The glimmering Bentley that carried him away from the bland prefabs of Carrington was as incongruous as Weah himself had been in City’s make do and mend side. The bonhomie of mutual understanding at the need to part ways lasted all of 24 hours before news broke of Weah’s true unhappiness with his manager. “I will not stay for someone to insult me, insult my integrity and to make me look small in front of younger players,” he harrumphed. “The reason I am leaving is not because I am not playing but because of the lack of respect and communication from Mr Royle.”

“There is no big man,” Weah had stated humbly on arrival two months earlier. The Big Man had by now returned, however. The world footballer of the year, the President’s best chum, the ex-Milan icon could not handle Royle’s blunt approach to team bonding. Four goals in 11 games (three of which had come in two games with Gillingham) told the tale of what might have been. Even in a side destined to go straight back down in May, Weah’s nous and talent had shone intermittently in a difficult start to the campaign.

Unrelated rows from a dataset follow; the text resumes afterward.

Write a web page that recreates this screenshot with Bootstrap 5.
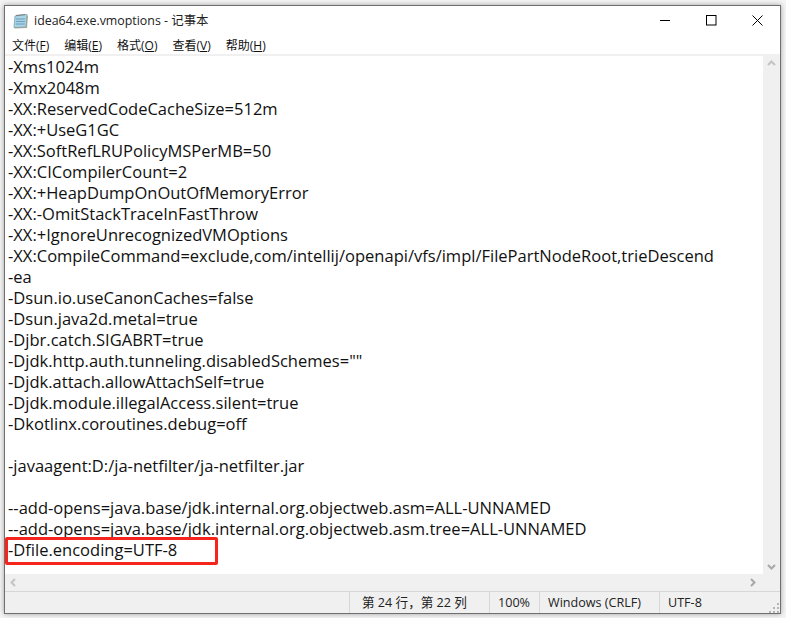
<!DOCTYPE html>
<html lang="zh"><head><meta charset="utf-8"><title>idea64.exe.vmoptions - 记事本</title>
<link href="https://cdn.jsdelivr.net/npm/bootstrap@5.3.0/dist/css/bootstrap.min.css" rel="stylesheet">
<style>
html,body{height:100%}
body{background:#f4f4f4;margin:0;font-family:"Open Sans","Noto Sans CJK SC",sans-serif;color:#000;overflow:hidden;padding:5px 5px 4px 4px}
.win{height:100%;background:#fff;border:1px solid #6f6f6f;box-shadow:0 0 5px rgba(0,0,0,.35)}
.titlebar{height:28px;padding:2px 0 0 8px;font-size:12.4px;line-height:26px;color:#222}
.titlebar svg.app{margin-right:5px;flex:none}
.wbtns{margin-left:auto;margin-top:-2px}
.wbtn{width:46px;height:26px}
.menubar{height:20px;font-size:12px;line-height:16px;padding:4px 0 0 7px;gap:15px;color:#111}
.menubar u{text-underline-offset:1px}
.editmain{min-height:0;border-top:2px solid #f0f0f0}
.edit{padding-left:3px;min-width:0}
.edit pre{margin:0;font:16.53px/21px "Open Sans","Noto Sans CJK SC",sans-serif;color:#111;overflow:visible}
.vbar{width:17px;background:#f0f0f0}
.hbar{height:17px;background:#f0f0f0;padding:0 0 0 5px}
.statusbar{height:22px;border-top:1px solid #d7d7d7;background:#f0f0f0;font-size:12.6px;line-height:21px;color:#222}
.sc{border-left:1px solid #d7d7d7;padding-left:8px;white-space:nowrap;height:100%}
.sc1{margin-left:auto;width:140px;padding-left:12px}
.sc2{width:50px}.sc3{width:120px}.sc4{width:104px}
.redbox{position:absolute;left:0;top:531px;width:213px;height:28px;border:3px solid #f5241c;border-radius:2px}
.sgrip{width:17px}
</style></head><body>
<div class="win d-flex flex-column position-relative">
  <div class="titlebar d-flex align-items-center">
    <svg class="app" width="16" height="16" viewBox="0 0 16 16"><path d="M2.5 3.5L15 2.5 14 15 1.5 15.5Z" fill="#b9a77f"/><path d="M2 3 L14 1.5 L13 14 L1 14.5Z" fill="#a9d3e6" stroke="#7f9fb0" stroke-width=".8"/><path d="M3 6h9M3 8.5h9M2.8 11h9" stroke="#5d93b3" stroke-width=".8"/><path d="M3 2.8l1-.8 1 .6 1-.8 1 .6 1-.8 1 .6 1-.8 1 .6 1-.8" stroke="#666" stroke-width=".8" fill="none"/></svg>
    <span>idea64.exe.vmoptions - 记事本</span>
    <div class="wbtns d-flex">
      <div class="wbtn d-flex align-items-center justify-content-center"><svg width="11" height="11" viewBox="0 0 11 11"><path d="M0 5.5h10" stroke="#000" fill="none"/></svg></div>
      <div class="wbtn d-flex align-items-center justify-content-center"><svg width="11" height="11" viewBox="0 0 11 11"><rect x=".5" y=".5" width="9.5" height="9.5" stroke="#000" fill="none"/></svg></div>
      <div class="wbtn d-flex align-items-center justify-content-center"><svg width="11" height="11" viewBox="0 0 11 11"><path d="M.5.5l10 10M10.5.5l-10 10" stroke="#000" fill="none"/></svg></div>
    </div>
  </div>
  <div class="menubar d-flex">
    <span>文件(<u>F</u>)</span><span>编辑(<u>E</u>)</span><span>格式(<u>O</u>)</span><span>查看(<u>V</u>)</span><span>帮助(<u>H</u>)</span>
  </div>
  <div class="editmain d-flex flex-grow-1">
    <div class="edit flex-grow-1"><pre>-Xms1024m
-Xmx2048m
-XX:ReservedCodeCacheSize=512m
-XX:+UseG1GC
-XX:SoftRefLRUPolicyMSPerMB=50
-XX:CICompilerCount=2
-XX:+HeapDumpOnOutOfMemoryError
-XX:-OmitStackTraceInFastThrow
-XX:+IgnoreUnrecognizedVMOptions
-XX:CompileCommand=exclude,com/intellij/openapi/vfs/impl/FilePartNodeRoot,trieDescend
-ea
-Dsun.io.useCanonCaches=false
-Dsun.java2d.metal=true
-Djbr.catch.SIGABRT=true
-Djdk.http.auth.tunneling.disabledSchemes=""
-Djdk.attach.allowAttachSelf=true
-Djdk.module.illegalAccess.silent=true
-Dkotlinx.coroutines.debug=off

-javaagent:D:/ja-netfilter/ja-netfilter.jar

--add-opens=java.base/jdk.internal.org.objectweb.asm=ALL-UNNAMED
--add-opens=java.base/jdk.internal.org.objectweb.asm.tree=ALL-UNNAMED
-Dfile.encoding=UTF-8</pre></div>
    <div class="vbar d-flex flex-column justify-content-between align-items-center py-1">
      <svg width="9" height="6" viewBox="0 0 9 6"><path d="M1 5l3.5-3.5L8 5" stroke="#c4c4c4" stroke-width="2" fill="none"/></svg>
      <svg width="9" height="6" viewBox="0 0 9 6"><path d="M1 1l3.5 3.5L8 1" stroke="#a8a8a8" stroke-width="2" fill="none"/></svg>
    </div>
  </div>
  <div class="hbar d-flex align-items-center justify-content-between">
    <svg width="6" height="9" viewBox="0 0 6 9"><path d="M5 1L1.5 4.5 5 8" stroke="#c4c4c4" stroke-width="2" fill="none"/></svg>
    <svg class="me-4" width="6" height="9" viewBox="0 0 6 9"><path d="M1 1l3.5 3.5L1 8" stroke="#a8a8a8" stroke-width="2" fill="none"/></svg>
  </div>
  <div class="statusbar d-flex">
    <div class="sc sc1">第 24 行，第 22 列</div>
    <div class="sc sc2">100%</div>
    <div class="sc sc3">Windows (CRLF)</div>
    <div class="sc sc4">UTF-8</div>
    <div class="sgrip d-flex align-items-end justify-content-end"><svg width="11" height="11" viewBox="0 0 11 11" fill="#b5b5b5"><rect x="8" y="1" width="2" height="2"/><rect x="4" y="5" width="2" height="2"/><rect x="8" y="5" width="2" height="2"/><rect x="0" y="9" width="2" height="2"/><rect x="4" y="9" width="2" height="2"/><rect x="8" y="9" width="2" height="2"/></svg></div>
  </div>
  <div class="redbox"></div>
</div>
<script src="https://cdn.jsdelivr.net/npm/bootstrap@5.3.0/dist/js/bootstrap.bundle.min.js"></script>
</body></html>
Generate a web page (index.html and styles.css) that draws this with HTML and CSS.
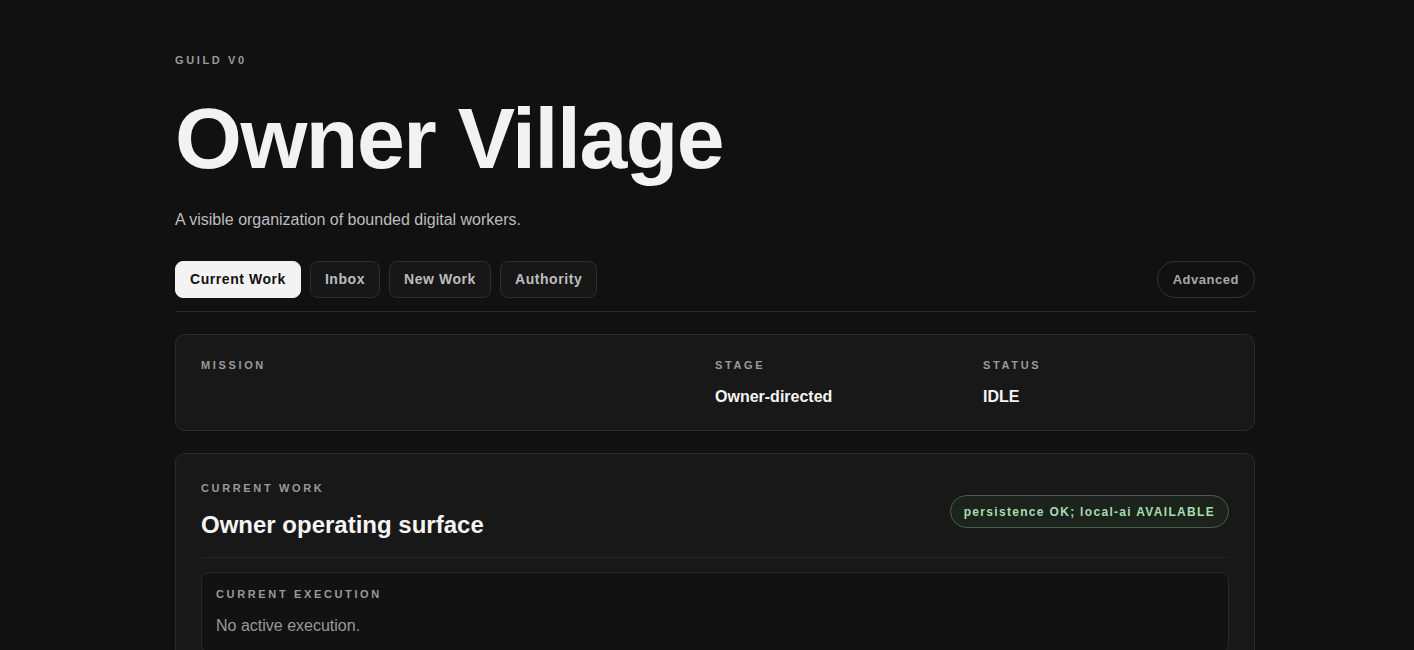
FILE: index.html
```html
<!DOCTYPE html>
<html lang="en">
<head>
<meta charset="utf-8">
<title>Owner Village</title>
<link rel="stylesheet" href="styles.css">
</head>
<body>
<main class="page">
  <header class="hero">
    <p class="eyebrow">GUILD V0</p>
    <h1 class="title">Owner Village</h1>
    <p class="subtitle">A visible organization of bounded digital workers.</p>
  </header>

  <nav class="nav">
    <div class="tabs">
      <button class="tab tab-active">Current Work</button>
      <button class="tab">Inbox</button>
      <button class="tab">New Work</button>
      <button class="tab">Authority</button>
    </div>
    <button class="advanced">Advanced</button>
  </nav>

  <section class="card summary">
    <div class="field">
      <div class="label">MISSION</div>
      <div class="value"></div>
    </div>
    <div class="field">
      <div class="label">STAGE</div>
      <div class="value">Owner-directed</div>
    </div>
    <div class="field">
      <div class="label">STATUS</div>
      <div class="value">IDLE</div>
    </div>
  </section>

  <section class="card work">
    <div class="work-head">
      <div class="work-titles">
        <div class="label">CURRENT WORK</div>
        <h2 class="work-title">Owner operating surface</h2>
      </div>
      <span class="badge">persistence OK; local-ai AVAILABLE</span>
    </div>
    <div class="exec">
      <div class="label">CURRENT EXECUTION</div>
      <p class="muted">No active execution.</p>
    </div>
  </section>
</main>
</body>
</html>
```

FILE: styles.css
```css
* { box-sizing: border-box; }

html, body {
  margin: 0;
  padding: 0;
  background: #111111;
  color: #f2f2f2;
  font-family: "Liberation Sans", Arial, sans-serif;
}

.page {
  width: 1080px;
  margin-left: calc(50% - 532px);
  padding: 53px 0 60px;
}

.eyebrow {
  margin: 0;
  font-size: 11px;
  line-height: 14px;
  font-weight: 700;
  letter-spacing: 0.24em;
  color: #9a9a9a;
}

.title {
  margin: 28px 0 0;
  font-size: 86px;
  line-height: 86px;
  font-weight: 700;
  letter-spacing: -0.017em;
  color: #f2f2f2;
}

.subtitle {
  margin: 29px 0 0;
  font-size: 16px;
  line-height: 20px;
  color: #bdbdbd;
}

.nav {
  margin-top: 31px;
  display: flex;
  justify-content: space-between;
  align-items: center;
  padding-bottom: 13px;
  border-bottom: 1px solid #2a2a2a;
}

.tabs {
  display: flex;
  gap: 9px;
}

.tab {
  font-family: "Liberation Sans", Arial, sans-serif;
  font-size: 14px;
  line-height: 17px;
  font-weight: 700;
  letter-spacing: 0.04em;
  padding: 9px 14px;
  border-radius: 8px;
  border: 1px solid #2e2e2e;
  background: #171717;
  color: #bdbdbd;
  cursor: pointer;
}

.tab-active {
  background: #f3f3f3;
  border-color: #f3f3f3;
  color: #111111;
}

.advanced {
  font-family: "Liberation Sans", Arial, sans-serif;
  font-size: 13px;
  line-height: 17px;
  font-weight: 700;
  letter-spacing: 0.04em;
  padding: 9px 15px;
  border-radius: 999px;
  border: 1px solid #313131;
  background: transparent;
  color: #a8a8a8;
  cursor: pointer;
}

.card {
  margin-top: 22px;
  background: #181818;
  border: 1px solid #2c2c2c;
  border-radius: 10px;
}

.summary {
  display: grid;
  grid-template-columns: 2fr 1fr 1fr;
  column-gap: 22px;
  padding: 23px 25px;
}

.label {
  font-size: 11px;
  line-height: 14px;
  font-weight: 700;
  letter-spacing: 0.24em;
  color: #9a9a9a;
}

.value {
  margin-top: 14.5px;
  font-size: 16px;
  line-height: 20px;
  font-weight: 700;
  color: #f5f5f5;
  min-height: 20px;
}

.work {
  padding: 27px 25px 25px;
}

.work-head {
  display: flex;
  justify-content: space-between;
  align-items: center;
  padding-bottom: 18px;
  border-bottom: 1px solid #262626;
}

.work-title {
  margin: 15px 0 0;
  font-size: 24px;
  line-height: 29px;
  font-weight: 700;
  color: #f5f5f5;
}

.badge {
  margin-top: 4px;
  font-size: 12px;
  line-height: 14px;
  font-weight: 700;
  letter-spacing: 0.11em;
  padding: 8.5px 13px;
  border-radius: 999px;
  border: 1px solid #46604b;
  background: #1c231d;
  color: #a8dcb0;
  white-space: nowrap;
}

.exec {
  margin-top: 14px;
  padding: 14px 14px 16px;
  background: #121212;
  border: 1px solid #2a2a2a;
  border-radius: 8px;
}

.muted {
  margin: 15px 0 0;
  font-size: 16px;
  line-height: 20px;
  color: #999999;
}
```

The Big Man had indeed brought a big ego with him to Manchester. He had fulfilled his dream of playing for City, but his time was up. He was soon shipping up in Marseille to sign a juicy new contract, while City, bereft of yellow-booted icons, travelled to the Dell and won with the kind of guts-and-braces display that would only have made George’s eyes stand out on stalks.

The King was dead and, in fact, so were City.